There was also a moment of disappointment when I thought I wouldn’t have a library visit to share with you this month but — hurrah! — my procrastination has paid off. I had photos tucked away on my phone from a visit to the Essex Library in Essex, Connecticut from earlier this year. I spent a few hours working there one Saturday afternoon while my wife had business in town.

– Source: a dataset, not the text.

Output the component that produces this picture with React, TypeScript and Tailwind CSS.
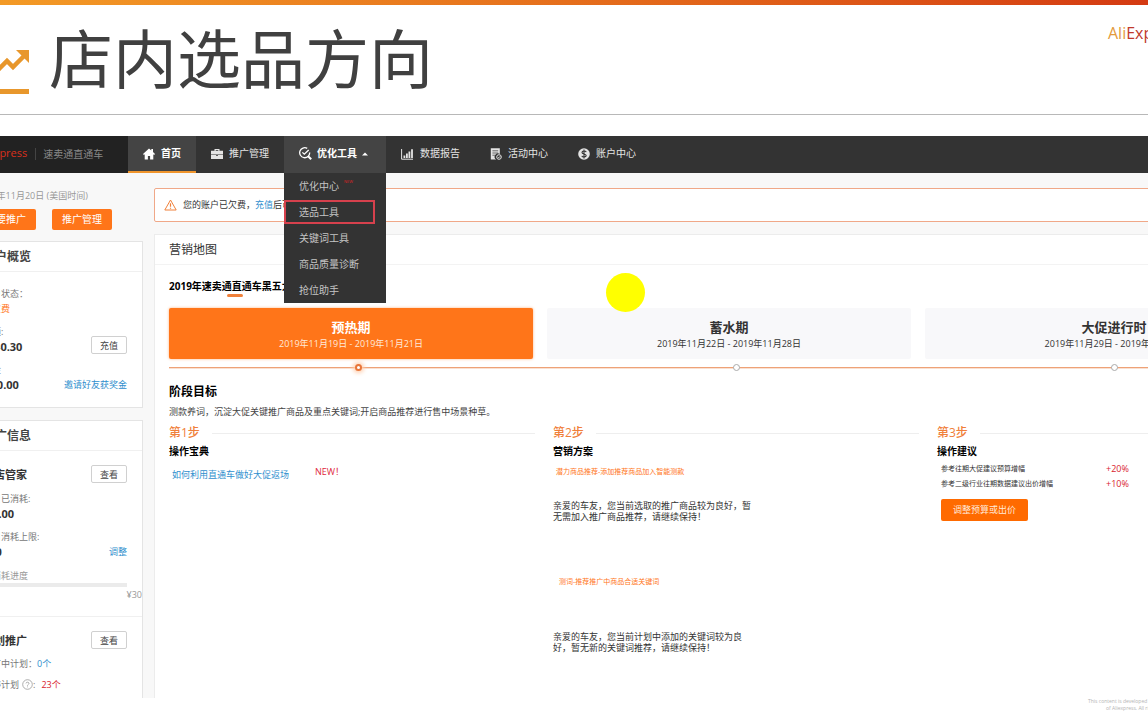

The Essex Library facing West Avenue on a rare snowy day. We didn’t get much snow along the Connecticut shoreline this year.
The new library entrance is off a side street, Grove Street.
Although the Essex Library is a public library and library cards are free to residents of Essex, Centerbrook, and Ivoryton, it’s also an association. According to the website, it “was granted 501 (c)(3) status by the IRS in 1970, and functions as an independent non-profit organization.” [source] The fee to join in 1889 was $1. As of today, membership starts at $35.
Upon walking into the library, the circulation desk is straight ahead. To the left is a comfortable lobby and to the right is a lovely mural leading into the children’s section. This photo was taken with the iPhone 11’s wide angle option. Although it creates some distortion in the photo, I do appreciate how it captures a wider area.
Comfy seating in the lobby with plenty of natural light.
Public computers — something I rarely get a photo of because I try to avoid taking pictures of patrons and computers are always in use at public libraries. However, when it snows along the Connecticut shoreline, people tend to stay home. Roads aren’t salted here and with all the hilly, curvy two lane roads, it is usually best to stay home. (A reality that’s still a struggle for my Midwestern-grown mind to fully comprehend).
A view from the other side of the circulation desk, looking back toward the front doors.
Work tables and natural light. Isn’t that window fantastic?
A vinyl listening station.
The periodicals section and another wonderful window.
The library globe.
Another view from the periodicals section. DVDs to the right. Notice the gold picture frames on the back wall to the right? The next photo is a close-up.
These are paintings of the three ships that Captain Joseph Tucker commanded. When Tucker died in 1897, he left these to the library along with $5,000 (adjusted for inflation that would be $155,490.96 today), which allowed the library to build its first permanent home. Prior to that it was housed in rooms above a store on the town square.
In the stacks.
Natural light in the stacks. The architects did a superb job with windows. Notice the audiobooks along the back wall.
Cather on the shelf.
I spent my time in this private study room. There are two such rooms flanking what looks like the original front door.
My work spread.
The view from my work space.
The mural-lined hallway leading into the children’s section. Notice the birds on the ceiling.
Thanks for checking out the Essex Library with me!

Essex Public Library
33 West Ave
Essex, CT 06426
Website: https://www.youressexlibrary.org/

Date visited: January 18, 2020

If you’re in the area or passing through, Essex is a great village to check out. In addition to the library, there’s The Griswold Inn, which has been in operation since 1776 (dining reservations usually needed and they have an excellent gift shop right across the street), the Connecticut River Museum, and so many other neat historic and natural sights to see.


Send me on a mission!

Is there a Connecticut or New England library you’d like me to visit? Let me know! I’ll do my best to make it there and report back here.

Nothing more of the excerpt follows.